A Manhattan woman waited 15 years to become a mom with the eggs she froze at a fertility clinic — only to learn they’d been lost by the time she was ready to use them at the age of 57, according to a lawsuit.
Paula Cervoni was 42 and single in 2006, when she decided to preserve 11 of her eggs at Advanced Fertility Services on the Upper East Side, paying more than $21,000 for the procedure, she said in a Manhattan Supreme Court filing.
Cervoni then shelled out $600 each year for the next decade to store the eggs, until 2016, when the clinic changed hands and she signed an agreement with the new company to keep her oocytes, or immature eggs, safe, she said in legal papers.
By 2021, she “was ready to use her oocytes and either become pregnant using them and her partner’s sperm or to contract with a surrogate to carry their child,” Cervoni claimed in the litigation.
But no one at Manhattan Fertility Services, which took over Advanced Fertility Services’ storage business, could confirm whether Cervoni’s eggs were there, and instead pointed her in the direction of other companies they claimed were in charge of the genetic materials, she said in the legal filing.
“These companies have acknowledged no accountability or responsibility for the misrepresentations and have instead aimlessly pointed fingers at each other trying to escape their responsibility as fertility providers,” according to the lawsuit.

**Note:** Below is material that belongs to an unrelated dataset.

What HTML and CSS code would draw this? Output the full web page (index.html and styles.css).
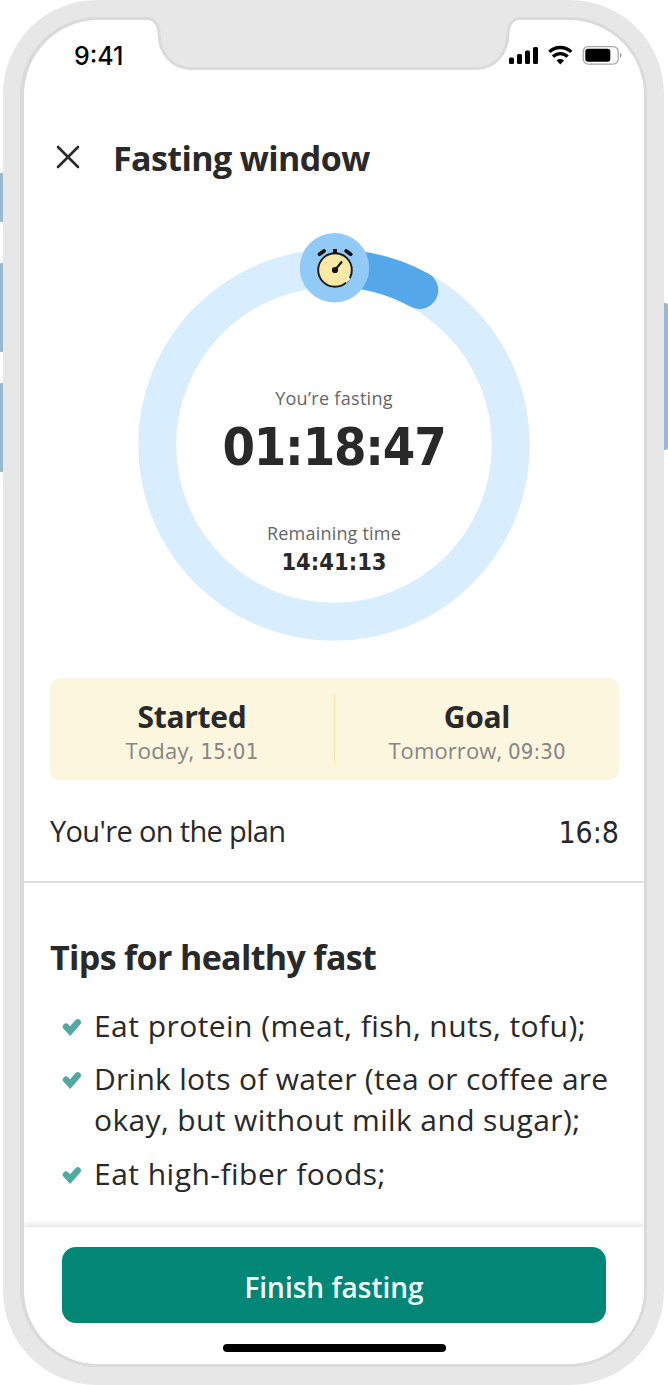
FILE: index.html
```html
<!DOCTYPE html>
<html lang="en">
<head>
<meta charset="utf-8">
<title>Fasting window</title>
<link rel="stylesheet" href="styles.css">
</head>
<body>
<div class="stage">
  <span class="side side-a"></span><span class="side side-b"></span><span class="side side-c"></span><span class="side side-d"></span>
  <div class="phone">
    <main class="screen">
      <div class="status">
        <span class="clock">9:41</span>
        <svg class="signals" width="116" height="22" viewBox="0 0 116 22">
          <rect x="1" y="12.500" width="5" height="6.500" rx="1.500"/><rect x="9" y="9" width="5" height="10" rx="1.500"/><rect x="17" y="5.500" width="5" height="13.500" rx="1.500"/><rect x="25" y="2" width="5" height="17" rx="1.500"/>
          <path d="M41.300 6.900a16 16 0 0 1 22 0M45 11.600a10.300 10.300 0 0 1 14.600 0" fill="none" stroke="#000" stroke-width="3.300"/>
          <path d="M48.600 15.500a5.500 5.500 0 0 1 7.400 0L52.300 19.500Z"/>
          <rect x="75.200" y="1.600" width="35" height="17.500" rx="5" fill="none" stroke="#a6a6a6" stroke-width="1.300"/>
          <rect x="77.300" y="3.800" width="25" height="13" rx="2.700"/>
          <path d="M112 7.800q3 2.600 0 5.200Z" fill="#999"/>
        </svg>
      </div>
      <header class="header">
        <svg class="close" width="24" height="24" viewBox="0 0 24 24"><path d="M2 2L22 22M22 2L2 22"/></svg>
        <h1 class="title">Fasting window</h1>
      </header>
      <section class="dial">
        <svg class="ring" width="392" height="410" viewBox="0 0 392 410">
          <circle cx="196" cy="213" r="176.800" fill="none" stroke="#d8edfd" stroke-width="38"/>
          <path d="M196 36.200A176.800 176.800 0 0 1 281.500 58.200" fill="none" stroke="#54a7e8" stroke-width="37.500" stroke-linecap="round"/>
          <circle cx="196.500" cy="35.700" r="34.700" fill="#91c9f7"/>
          <circle cx="197" cy="38" r="16.800" fill="#fae9a5" stroke="#1c1c1c" stroke-width="1.900"/>
          <path d="M181.500 22.200l4.500-3.200M212.700 22.200l-4.500-3.200" stroke="#111" stroke-width="3.800" stroke-linecap="round"/>
          <path d="M197 21.500v-4.500" stroke="#111" stroke-width="4"/>
          <path d="M197 38l7-8.500" stroke="#111" stroke-width="2"/>
          <circle cx="197" cy="38" r="3.100" fill="#111"/>
          <path d="M207.500 50l4-4" stroke="#fff0d8" stroke-width="2.500"/>
        </svg>
        <div class="readout">
          <div class="caption cap-a">You’re fasting</div>
          <div class="elapsed">01:18:47</div>
          <div class="caption cap-b">Remaining time</div>
          <div class="remaining">14:41:13</div>
        </div>
      </section>
      <section class="times">
        <div class="time"><strong class="name name-a">Started</strong><span class="when when-a">Today, <span class="num">15:01</span></span></div>
        <div class="split"></div>
        <div class="time"><strong class="name name-b">Goal</strong><span class="when when-b">Tomorrow, <span class="num">09:30</span></span></div>
      </section>
      <div class="plan"><span class="plan-label">You're on the plan</span><span class="plan-value num">16:8</span></div>
      <section class="tips">
        <h2 class="tips-title">Tips for healthy fast</h2>
        <ul class="list">
          <li class="tip"><svg class="check" width="20" height="20" viewBox="0 0 20 20"><path d="M4 9.700L8.100 14.200L15.800 5.300"/></svg><span><span class="line l1">Eat protein (meat, fish, nuts, tofu);</span></span></li>
          <li class="tip"><svg class="check" width="20" height="20" viewBox="0 0 20 20"><path d="M4 9.700L8.100 14.200L15.800 5.300"/></svg><span><span class="line l2">Drink lots of water (tea or coffee are</span><span class="line l3">okay, but without milk and sugar);</span></span></li>
          <li class="tip"><svg class="check" width="20" height="20" viewBox="0 0 20 20"><path d="M4 9.700L8.100 14.200L15.800 5.300"/></svg><span><span class="line l4">Eat high-fiber foods;</span></span></li>
        </ul>
      </section>
      <footer class="footer"><button class="finish">Finish fasting</button><div class="home"></div></footer>
    </main>
    <svg class="notch" width="380" height="74" viewBox="0 0 380 74">
      <path d="M0 0V18.500H4C12 20 15 26 15 33C15 53 28 68.500 47 68.500H332C351 68.500 364 53 364 33C364 26 367 20 375 18.500H380V0Z" fill="#e7e7e7"/>
      <path d="M0 18.500H3C11 18.500 15 26 15 33C15 53 28 68.500 47 68.500H332C351 68.500 364 53 364 33C364 26 368 18.500 376 18.500H380" fill="none" stroke="#dadada" stroke-width="3"/>
    </svg>
  </div>
</div>
</body>
</html>
```
FILE: styles.css
```css
* { box-sizing: border-box; }
body { margin: 0; background: #fff; font-family: "Open Sans", "Noto Sans", sans-serif; color: #292929; }
.stage { position: relative; width: 668px; height: 1385px; overflow: hidden; padding-left: 3px; }
.side { position: absolute; width: 8px; background: #96b9d0; border-radius: 3px; }
.side-a { left: -1px; top: 173px; height: 49px; }
.side-b { left: -1px; top: 263px; height: 89px; }
.side-c { left: -1px; top: 383px; height: 89px; }
.side-d { left: 660px; top: 303px; height: 147px; }
.phone { position: relative; width: 661px; height: 1385px; padding: 17px 17px 18px; background: #e7e7e7; border-radius: 94px; }
.screen { width: 627px; height: 1350px; border: 3px solid #dadada; border-left-width: 4px; border-radius: 78px; background: #fff; overflow: hidden; display: flex; flex-direction: column; }
.notch { position: absolute; left: 141px; top: 0; }
.status { height: 100px; padding: 22px 20px 0 50px; display: flex; justify-content: space-between; align-items: flex-start; flex: none; }
.clock { font: 500 25px/28px Inter, sans-serif; color: #000; }
.signals { display: block; margin-top: 3px; }
.header { height: 74px; padding: 0 32px; display: flex; align-items: center; gap: 33px; flex: none; }
.close path { fill: none; stroke: #292929; stroke-width: 2.6; stroke-linecap: round; }
.title { margin: 1px 0 0; font-size: 34px; line-height: 44px; font-weight: 700; letter-spacing: -0.6px; white-space: nowrap; }
.dial { height: 465px; display: grid; justify-items: center; flex: none; margin-top: 38px; }
.dial > * { grid-area: 1 / 1; }
.readout { display: flex; flex-direction: column; align-items: center; padding-top: 153px; white-space: nowrap; }
.caption { font-size: 18px; line-height: 26px; color: #666; }
.cap-a { letter-spacing: 0.3px; }
.cap-b { letter-spacing: 0.2px; position: relative; top: -1px; }
.elapsed { font: 700 52px/66px "DejaVu Sans Condensed", "DejaVu Sans", sans-serif; letter-spacing: -1.2px; margin: 3px 0 41px; }
.remaining { font: 700 23.5px/30px "DejaVu Sans Condensed", "DejaVu Sans", sans-serif; }
.times { height: 102px; margin: -19px 25px 0 26px; padding-top: 6px; border-radius: 10px; background: #fdf6df; display: flex; align-items: center; flex: none; }
.num { font-family: "DejaVu Sans Condensed", "DejaVu Sans", sans-serif; }
.time { flex: 1; display: flex; flex-direction: column; align-items: center; white-space: nowrap; }
.split { width: 1px; height: 70px; margin-bottom: 5px; background: #fbe9ac; }
.name { font-size: 30px; line-height: 37px; letter-spacing: -0.3px; }
.when { font-size: 22px; line-height: 31px; color: #858585; letter-spacing: 0.2px; }
.when-b { letter-spacing: 0.1px; }
.plan { height: 103px; padding: 0 25px 0 26px; border-bottom: 2px solid #dedede; display: flex; justify-content: space-between; align-items: center; font-size: 29px; flex: none; white-space: nowrap; }
.plan-label { letter-spacing: -0.65px; }
.plan-value { font-size: 30px; padding-top: 3px; }
.tips { padding: 50px 26px 0; flex: 1; }
.tips-title { margin: 0 0 24px; font-size: 34px; line-height: 48px; letter-spacing: -0.65px; white-space: nowrap; }
.list { margin: 0; padding: 0 0 0 12px; list-style: none; display: flex; flex-direction: column; gap: 12px; }
.tip { display: flex; gap: 12px; font-size: 30px; line-height: 41px; }
.tip:last-child { margin-top: 1px; }
.line { display: block; white-space: nowrap; }
.l1 { letter-spacing: 0.45px; }
.l2 { letter-spacing: 0.27px; }
.l3 { letter-spacing: 0.38px; }
.l4 { letter-spacing: 0.48px; }
.check { flex: none; margin-top: 12px; }
.check path { fill: none; stroke: #50aaa2; stroke-width: 6.4; stroke-linecap: round; }
.footer { height: 137px; padding: 20px 38px 0; box-shadow: 0 -2px 6px #ddd; background: #fff; display: flex; flex-direction: column; align-items: center; flex: none; }
.finish { width: 100%; height: 76px; border: 0; border-radius: 14px; background: #028676; color: #f2ffff; font: 600 28px/40px "Open Sans", sans-serif; padding: 3px 0 0; }
.home { width: 223px; height: 8px; border-radius: 4px; background: #000; margin-top: 21px; }
```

“When I reunited with my partner a few years ago, we considered building a family together and the fact that I had taken the great time, energy and expense to safely store my oocytes made this a real possibility,” Cervoni, now 59, said in a statement provided by her lawyer, Jill Teitel.
The apparent loss of her oocytes is “devastating,” she said, adding “I am tormented by the fact that my oocytes were destroyed without my knowledge or my written consent which was required, sold to someone else, or sitting in storage somewhere unlabeled and unaccounted for.
“They have been negligent and uncaring about the most important property that I owned, it was my own tissue that I wanted to use when I was ready to.”
Cervoni, a management consultant, is seeking unspecified damages.
“Ms. Cervoni needed to rely on her doctors and facilities to abide by the law and treat her eggs with care, cryopreserve them properly, and keep proper records of them for future use,” Teitel said.
The fertility companies couldn’t be reached for comment.